3. Evaluate the theme of interconnectedness in the novel. How are the characters impacted by one another’s actions and decisions? Consider examples of cause and effect. Does the book ultimately support the notion of interconnectedness or does it suggest rather that interconnectedness is an illusion?

4. What view—­or views—­of love does the novel present? What kinds of love and relationships are depicted in the novel? Does one kind of love seem to triumph over all of the other kinds? Explain. How does love ultimately seem to be defined by the book’s end?

5. Poppy “always tells people that her family is like the House of Agamemnon or something out of Faulkner” (45). What does she mean by this? How would you categorize her family? How does the Zane family compare with other families in world literature? Alternatively, what makes them unique?

6. Who narrates the novel? Does any single point of view seem to stand out from all of the rest? If so, why do you think this is so? How do you think that your interpretation of or reaction to the story would differ if the story had been presented from a single point of view?

7. Evaluate the structure of the novel. How does it help to expose or support major themes of the book or assist in revealing or otherwise echoing the state of the characters and the Zane family as a whole?

8. How has Neva been affected by her experiences as a sex slave? Why does she find solace in comparing herself with a river? What has allowed her to go on and find strength in her new life? Has she found healing? If so, how? Why do you think that she chooses to share her story with Steve in particular, and how does he react to this?

9. Would you categorize Burning Down the House as a tragedy? What elements of classical Greek tragedy does the book contain? How does the book otherwise challenge, defy, resist, or transcend this genre?

10. Poppy says that Ian “is not one kind of person; like all of us, he has many aspects” (62). Later, Neva wonders, is Steve “the personification of evil or a wise man? Could anyone be all one or the other?” (181) Does the book ultimately support a fixed notion of good and evil or does it seem to support a more nuanced and complicated view of humanity and ethics? For example, do the characters in the novel seem to be defined more by nature or by their ethical choices?

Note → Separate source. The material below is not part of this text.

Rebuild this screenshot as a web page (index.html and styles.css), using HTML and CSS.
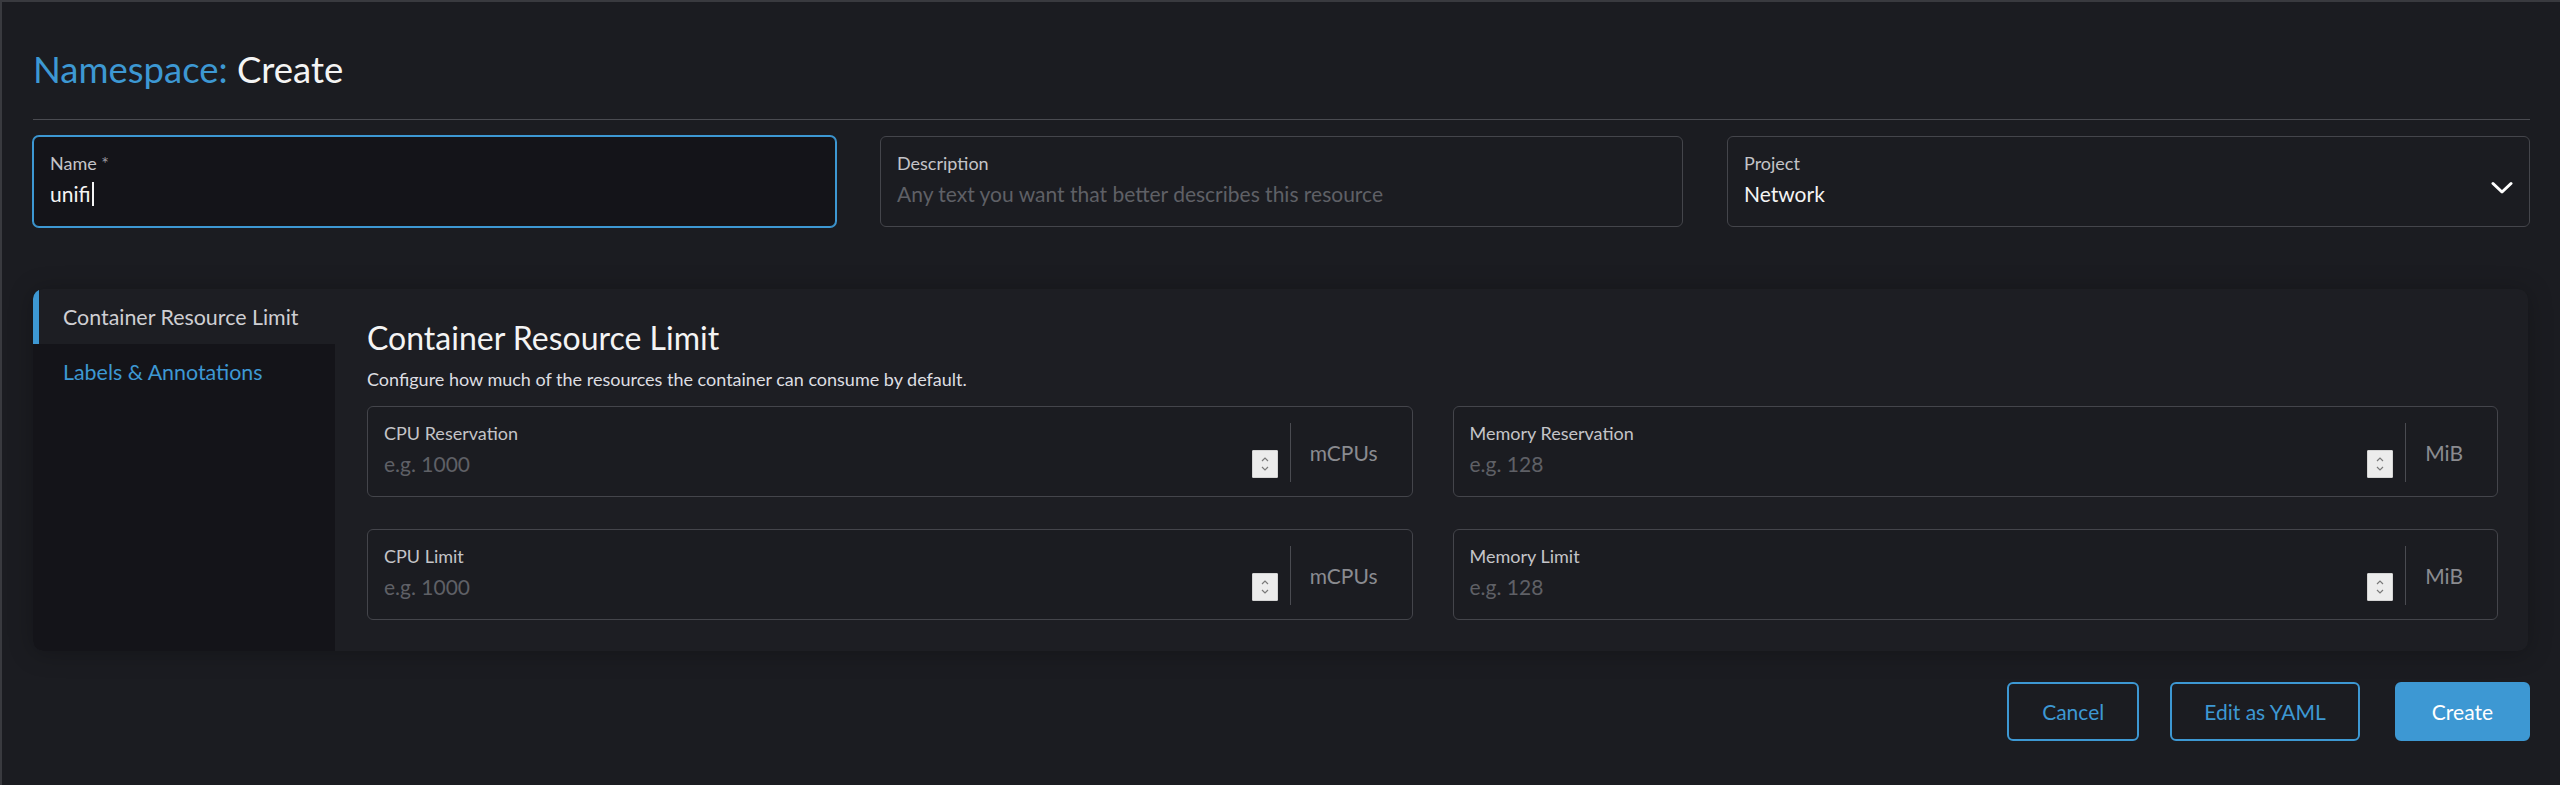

11. In Chapter 21, Patrizia acknowledges that she believes she is having “not a crisis but an awakening” (139). What is awakening within her and what seems to be causing this awakening? How does she believe she has changed? Is her awakening ultimately a positive or beneficial one? Explain.

12. Jonathan muses in Chapter 24 that “nothing was pure” and that “we are all complicit” (164). What does he believe that everyone is complicit in? Do you agree? Why or why not? What examples are found in the novel? What seems to cause these characters to choose complicity? Do any of the characters in the novel resist? If so, what are the consequences of their actions?

13. What does Steve believe is the antithesis of democracy? What does he say democracy demands above emotion? How does he believe freedom is defined? How have these values been corrupted according to the novel? Does the book provide any indication of how this might be remedied?

14. Evaluate the motif of secretkeeping. Why does Ian choose not to tell Poppy the truth? Do you agree with his decision? Why or why not? What are the consequences of his decision? Why does Steve keep the secret of Poppy’s paternity from all involved for so long? Likewise, how does Poppy’s inability to be truthful with her family affect her own trajectory? What other secrets are kept and revealed in the novel and what are the effects of these actions? What does this ultimately suggest about truth?

15. In Chapter 27, Ian wonders if what has befallen him is “[a]n accident of nature or an intentional, ironic twist of fate” (202). Which notion does the novel ultimately seem to support—­a vision of nature and the accidental or the power of destiny and fate? How much control do the characters ultimately have over their lives? Could the tragedies in the novel have been avoided? Explain.

16. In conversation with Alix, Ian says: “People are not just who they are. They are histories, feelings, mistakes, what we imagine them to be” (257). What does he mean by this? Do you agree with him? Why or why not? Do the characters in the novel seem to know one another well? Does what they imagine one another to be match closely with reality? If not, what prevents them from really knowing one another?

17. What unites or draws the various characters of the novel together? Why does Neva confess that she feels close to the Zane family even though she did not relate to those families she worked for previously? Consider the other close relationships featured in the book. How does intimacy seem to be defined within the novel?

18. What does the book seem to suggest about the arts? Who are some of the artists in the novel and why do they choose to engage in the arts? Is their participation in the arts beneficial to them in any way? What do the arts offer to them that they need? Likewise, what does their own artistic output offer to others?

19. At the end of the book, when Poppy asks Neva for some words that will help her, how does Neva respond? Is her response surprising? Why or why not? What does Neva say “conquers all” (278)? Do you agree with her? Explain.

20. Evaluate the conclusion of the story, including the Epilogue. What happens to the surviving members of the Zane family and to Ian and Neva after Steve’s death? Is there any evidence of forgiveness, healing, or redemption by the book’s end? If so, can we tell what helps the characters attain catharsis?